WHAT YOU SHOULD DO
Leave the pictures out. Return all other data exactly.

DATA

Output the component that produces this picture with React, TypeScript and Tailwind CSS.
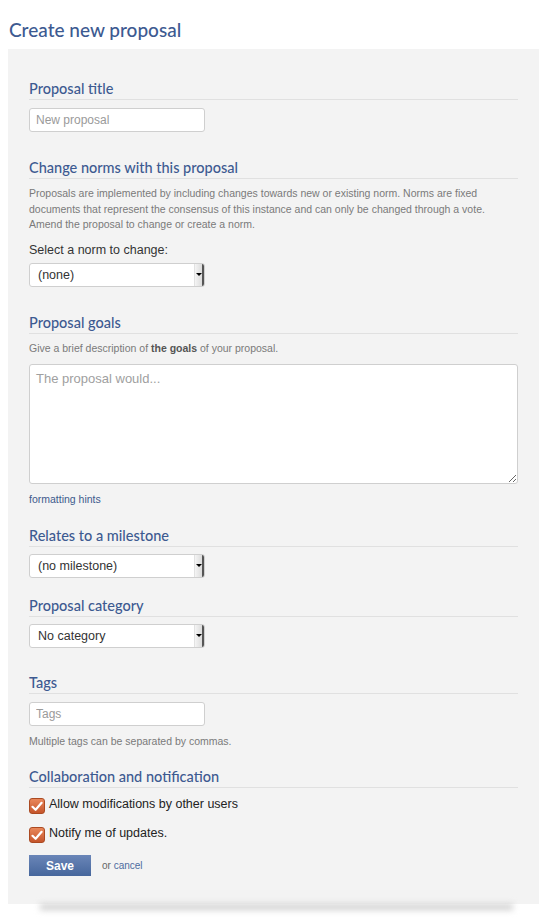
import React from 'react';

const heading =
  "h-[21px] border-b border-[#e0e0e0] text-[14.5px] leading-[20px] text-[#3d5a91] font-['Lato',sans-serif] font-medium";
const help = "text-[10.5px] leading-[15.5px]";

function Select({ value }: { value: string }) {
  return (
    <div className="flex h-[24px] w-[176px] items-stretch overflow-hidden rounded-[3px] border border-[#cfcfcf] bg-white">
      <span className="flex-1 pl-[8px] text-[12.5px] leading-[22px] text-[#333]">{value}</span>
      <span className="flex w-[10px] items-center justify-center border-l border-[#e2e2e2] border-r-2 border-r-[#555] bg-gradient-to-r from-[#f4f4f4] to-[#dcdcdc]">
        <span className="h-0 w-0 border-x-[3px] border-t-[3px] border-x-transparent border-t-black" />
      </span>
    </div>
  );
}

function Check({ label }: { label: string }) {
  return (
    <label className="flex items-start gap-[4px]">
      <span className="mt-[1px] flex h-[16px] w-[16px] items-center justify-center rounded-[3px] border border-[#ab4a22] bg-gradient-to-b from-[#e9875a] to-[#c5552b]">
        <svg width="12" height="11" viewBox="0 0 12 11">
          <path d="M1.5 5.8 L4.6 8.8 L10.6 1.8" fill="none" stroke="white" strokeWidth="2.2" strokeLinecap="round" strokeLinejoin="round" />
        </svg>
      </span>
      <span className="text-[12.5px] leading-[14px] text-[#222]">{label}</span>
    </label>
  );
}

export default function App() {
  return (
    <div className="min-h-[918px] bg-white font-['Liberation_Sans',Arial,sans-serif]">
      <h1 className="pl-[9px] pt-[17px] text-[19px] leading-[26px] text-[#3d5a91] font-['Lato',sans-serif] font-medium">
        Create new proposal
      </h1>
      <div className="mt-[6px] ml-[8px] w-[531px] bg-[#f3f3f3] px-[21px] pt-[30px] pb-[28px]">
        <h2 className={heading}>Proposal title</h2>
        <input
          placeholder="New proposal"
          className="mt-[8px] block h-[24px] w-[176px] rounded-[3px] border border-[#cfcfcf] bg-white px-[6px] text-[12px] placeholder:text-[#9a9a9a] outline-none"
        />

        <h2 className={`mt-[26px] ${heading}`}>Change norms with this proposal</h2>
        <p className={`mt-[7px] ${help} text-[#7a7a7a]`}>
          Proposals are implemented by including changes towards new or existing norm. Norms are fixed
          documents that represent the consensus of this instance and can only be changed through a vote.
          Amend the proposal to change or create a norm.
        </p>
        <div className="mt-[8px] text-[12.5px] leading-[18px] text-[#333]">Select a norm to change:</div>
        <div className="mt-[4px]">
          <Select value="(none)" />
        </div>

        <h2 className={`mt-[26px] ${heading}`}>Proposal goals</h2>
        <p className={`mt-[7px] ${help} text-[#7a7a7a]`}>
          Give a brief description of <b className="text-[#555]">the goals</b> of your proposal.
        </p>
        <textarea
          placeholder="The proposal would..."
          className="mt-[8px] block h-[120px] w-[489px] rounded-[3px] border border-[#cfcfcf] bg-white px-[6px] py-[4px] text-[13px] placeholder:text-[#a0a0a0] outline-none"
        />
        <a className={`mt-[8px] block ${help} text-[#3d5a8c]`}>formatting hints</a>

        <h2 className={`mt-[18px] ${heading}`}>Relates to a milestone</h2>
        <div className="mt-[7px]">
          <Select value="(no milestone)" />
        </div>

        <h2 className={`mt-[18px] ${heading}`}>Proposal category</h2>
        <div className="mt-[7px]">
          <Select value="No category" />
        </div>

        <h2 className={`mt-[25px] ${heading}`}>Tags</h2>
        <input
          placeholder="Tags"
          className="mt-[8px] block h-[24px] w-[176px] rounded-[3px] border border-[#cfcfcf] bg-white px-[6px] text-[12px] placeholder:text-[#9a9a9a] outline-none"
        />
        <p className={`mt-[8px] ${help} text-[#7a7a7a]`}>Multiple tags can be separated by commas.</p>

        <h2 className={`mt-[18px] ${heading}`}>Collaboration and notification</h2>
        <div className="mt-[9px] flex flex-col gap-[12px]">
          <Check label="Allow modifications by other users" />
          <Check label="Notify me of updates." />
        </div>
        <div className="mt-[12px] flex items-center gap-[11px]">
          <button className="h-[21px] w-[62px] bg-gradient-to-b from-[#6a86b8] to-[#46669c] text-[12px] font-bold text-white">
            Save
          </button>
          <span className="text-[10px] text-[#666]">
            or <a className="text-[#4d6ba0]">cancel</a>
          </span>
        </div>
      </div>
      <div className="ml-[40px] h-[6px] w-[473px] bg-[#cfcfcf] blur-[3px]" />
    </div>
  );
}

SOLUTION BELOW
Output the component that produces this picture with React, TypeScript and Tailwind CSS.
import React from 'react';

const heading =
  "h-[21px] border-b border-[#e0e0e0] text-[14.5px] leading-[20px] text-[#3d5a91] font-['Lato',sans-serif] font-medium";
const help = "text-[10.5px] leading-[15.5px]";

function Select({ value }: { value: string }) {
  return (
    <div className="flex h-[24px] w-[176px] items-stretch overflow-hidden rounded-[3px] border border-[#cfcfcf] bg-white">
      <span className="flex-1 pl-[8px] text-[12.5px] leading-[22px] text-[#333]">{value}</span>
      <span className="flex w-[10px] items-center justify-center border-l border-[#e2e2e2] border-r-2 border-r-[#555] bg-gradient-to-r from-[#f4f4f4] to-[#dcdcdc]">
        <span className="h-0 w-0 border-x-[3px] border-t-[3px] border-x-transparent border-t-black" />
      </span>
    </div>
  );
}

function Check({ label }: { label: string }) {
  return (
    <label className="flex items-start gap-[4px]">
      <span className="mt-[1px] flex h-[16px] w-[16px] items-center justify-center rounded-[3px] border border-[#ab4a22] bg-gradient-to-b from-[#e9875a] to-[#c5552b]">
        <svg width="12" height="11" viewBox="0 0 12 11">
          <path d="M1.5 5.8 L4.6 8.8 L10.6 1.8" fill="none" stroke="white" strokeWidth="2.2" strokeLinecap="round" strokeLinejoin="round" />
        </svg>
      </span>
      <span className="text-[12.5px] leading-[14px] text-[#222]">{label}</span>
    </label>
  );
}

export default function App() {
  return (
    <div className="min-h-[918px] bg-white font-['Liberation_Sans',Arial,sans-serif]">
      <h1 className="pl-[9px] pt-[17px] text-[19px] leading-[26px] text-[#3d5a91] font-['Lato',sans-serif] font-medium">
        Create new proposal
      </h1>
      <div className="mt-[6px] ml-[8px] w-[531px] bg-[#f3f3f3] px-[21px] pt-[30px] pb-[28px]">
        <h2 className={heading}>Proposal title</h2>
        <input
          placeholder="New proposal"
          className="mt-[8px] block h-[24px] w-[176px] rounded-[3px] border border-[#cfcfcf] bg-white px-[6px] text-[12px] placeholder:text-[#9a9a9a] outline-none"
        />

        <h2 className={`mt-[26px] ${heading}`}>Change norms with this proposal</h2>
        <p className={`mt-[7px] ${help} text-[#7a7a7a]`}>
          Proposals are implemented by including changes towards new or existing norm. Norms are fixed
          documents that represent the consensus of this instance and can only be changed through a vote.
          Amend the proposal to change or create a norm.
        </p>
        <div className="mt-[8px] text-[12.5px] leading-[18px] text-[#333]">Select a norm to change:</div>
        <div className="mt-[4px]">
          <Select value="(none)" />
        </div>

        <h2 className={`mt-[26px] ${heading}`}>Proposal goals</h2>
        <p className={`mt-[7px] ${help} text-[#7a7a7a]`}>
          Give a brief description of <b className="text-[#555]">the goals</b> of your proposal.
        </p>
        <textarea
          placeholder="The proposal would..."
          className="mt-[8px] block h-[120px] w-[489px] rounded-[3px] border border-[#cfcfcf] bg-white px-[6px] py-[4px] text-[13px] placeholder:text-[#a0a0a0] outline-none"
        />
        <a className={`mt-[8px] block ${help} text-[#3d5a8c]`}>formatting hints</a>

        <h2 className={`mt-[18px] ${heading}`}>Relates to a milestone</h2>
        <div className="mt-[7px]">
          <Select value="(no milestone)" />
        </div>

        <h2 className={`mt-[18px] ${heading}`}>Proposal category</h2>
        <div className="mt-[7px]">
          <Select value="No category" />
        </div>

        <h2 className={`mt-[25px] ${heading}`}>Tags</h2>
        <input
          placeholder="Tags"
          className="mt-[8px] block h-[24px] w-[176px] rounded-[3px] border border-[#cfcfcf] bg-white px-[6px] text-[12px] placeholder:text-[#9a9a9a] outline-none"
        />
        <p className={`mt-[8px] ${help} text-[#7a7a7a]`}>Multiple tags can be separated by commas.</p>

        <h2 className={`mt-[18px] ${heading}`}>Collaboration and notification</h2>
        <div className="mt-[9px] flex flex-col gap-[12px]">
          <Check label="Allow modifications by other users" />
          <Check label="Notify me of updates." />
        </div>
        <div className="mt-[12px] flex items-center gap-[11px]">
          <button className="h-[21px] w-[62px] bg-gradient-to-b from-[#6a86b8] to-[#46669c] text-[12px] font-bold text-white">
            Save
          </button>
          <span className="text-[10px] text-[#666]">
            or <a className="text-[#4d6ba0]">cancel</a>
          </span>
        </div>
      </div>
      <div className="ml-[40px] h-[6px] w-[473px] bg-[#cfcfcf] blur-[3px]" />
    </div>
  );
}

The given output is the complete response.